The first sum on the right hand side of (1) is an essential power component charged to the toggling of the individual FFs, and is independent of the pairing. Therefore, to consume minimum switching power (or alternatively, achieve maximum power savings) it is necessary to minimize  $\sum_{e_{ij} \in E'} w(e_{ij})$ , which turns into the well-known minimal cost perfect graph matching (MCPM) problem, for which polynomial complexity algorithms are known [9].

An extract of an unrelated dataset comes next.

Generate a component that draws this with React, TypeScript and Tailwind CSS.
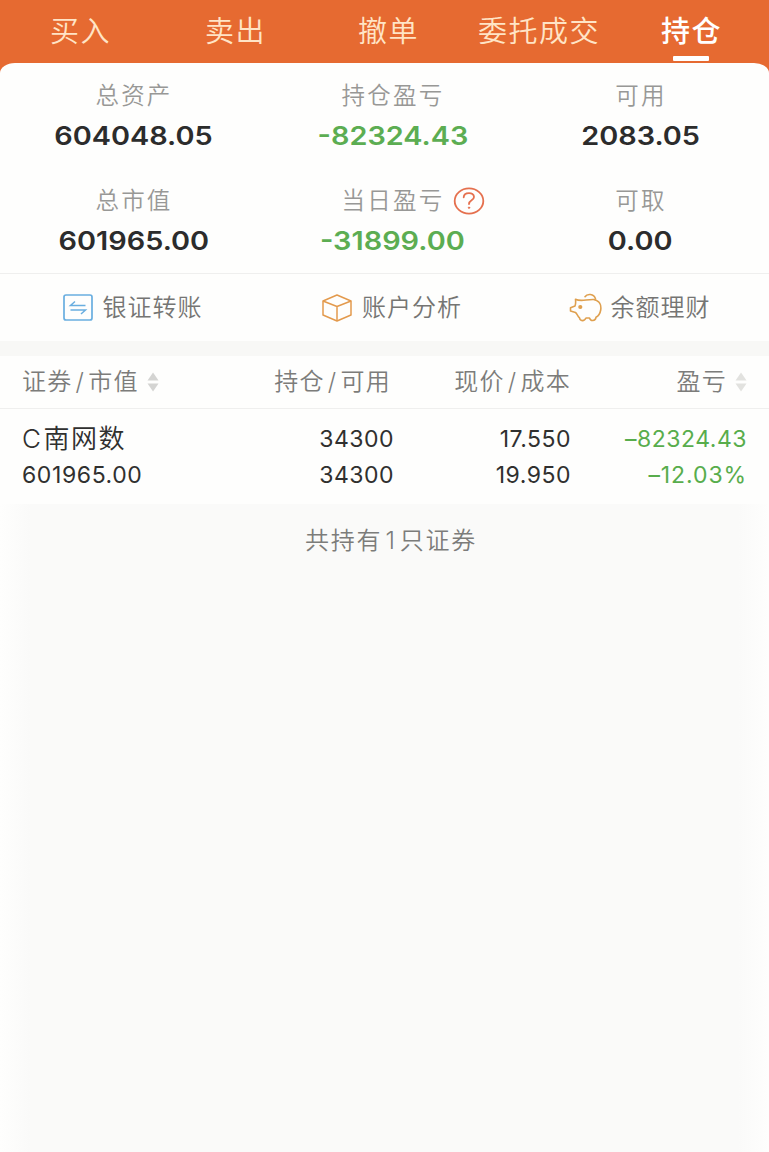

The extension for k > 2 is straightforward. Assume w.l.o.g that *n* is divisible by *k*. (We could otherwise add a never toggling

artificial FFs and set to zero the weight of their entire incident edges.) A complete *k*-uniform weighted hypergraph H(V, E, w), called *FF grouping activity hypergraph*, is defined, where for a subset  $\mathbf{v} \subset V$  and  $|\mathbf{v}| = k$ ,  $e_{\mathbf{v}} = \{v_u\}_{u \in \mathbf{v}} \in E$  defines a hyper edge. It follows that  $|E| = \binom{n}{k}$ . A hyper edge  $e_{\mathbf{v}}$  is associated with a joint activity vector  $\bigcup_{u \in \mathbf{v}} \mathbf{a}_u$ , defined by the bit-wise ORing of the *k* toggling vectors. A hyper edge  $e_{\mathbf{v}}$  is assigned a weight

$$w\left(\boldsymbol{e}_{\mathbf{v}}\right) = \sum_{v \in \mathbf{v}} \left\| \mathbf{a}_{v} \oplus \bigcup_{u \in \mathbf{v}} \mathbf{a}_{u} \right\|,\tag{2}$$

which is the total number of redundant clock pulses incurred by clocking the k FFs corresponding to  $e_v$  with a common gater.

Let  $E' \subset E$  be an exact cover of the vertices of H(V, E, w) by n/k hyper edges (a vertex belongs to one and only one hyper edge). The total power *P* consumed by the clock signal depends on the total number of pulses driving the FFs, given by

Ш

Ш

$$P = \sum_{e_{\mathbf{v}} \in E'} k \left\| \bigcup_{u \in \mathbf{v}} \mathbf{a}_{u} \right\|$$
  
$$= \sum_{v_{i} \in V} \|\mathbf{a}_{i}\| + \sum_{e_{\mathbf{v}} \in E'} \sum_{v \in \mathbf{v}} \left\| \mathbf{a}_{v} \oplus \bigcup_{u \in \mathbf{v}} \mathbf{a}_{u} \right\|$$
  
$$= \sum_{v_{i} \in V} \|\mathbf{a}_{i}\| + \sum_{e_{\mathbf{v}} \in E'} w (e_{\mathbf{v}}).$$
(3)

The first sum on the right hand side of (3) is an essential power component charged to the toggling of the individual FFs, and is independent of the grouping. Therefore, to consume minimum switching power (or alternatively, achieve maximum switching power savings) it is necessary to minimize  $\sum_{e_v \in E'} w(e_v)$ , a problem we call *MIN\_CLK\_GATE*. With the above formulation, a solution to the problem of finding n/k hyper edges exactly covering the n vertices and yielding minimum redundant clock pulses can be obtained by solving the well-known NP-hard weighted *Set Partitioning Problem* (SPP) [1]. There, hyper edges are the variables covering the vertex constraints.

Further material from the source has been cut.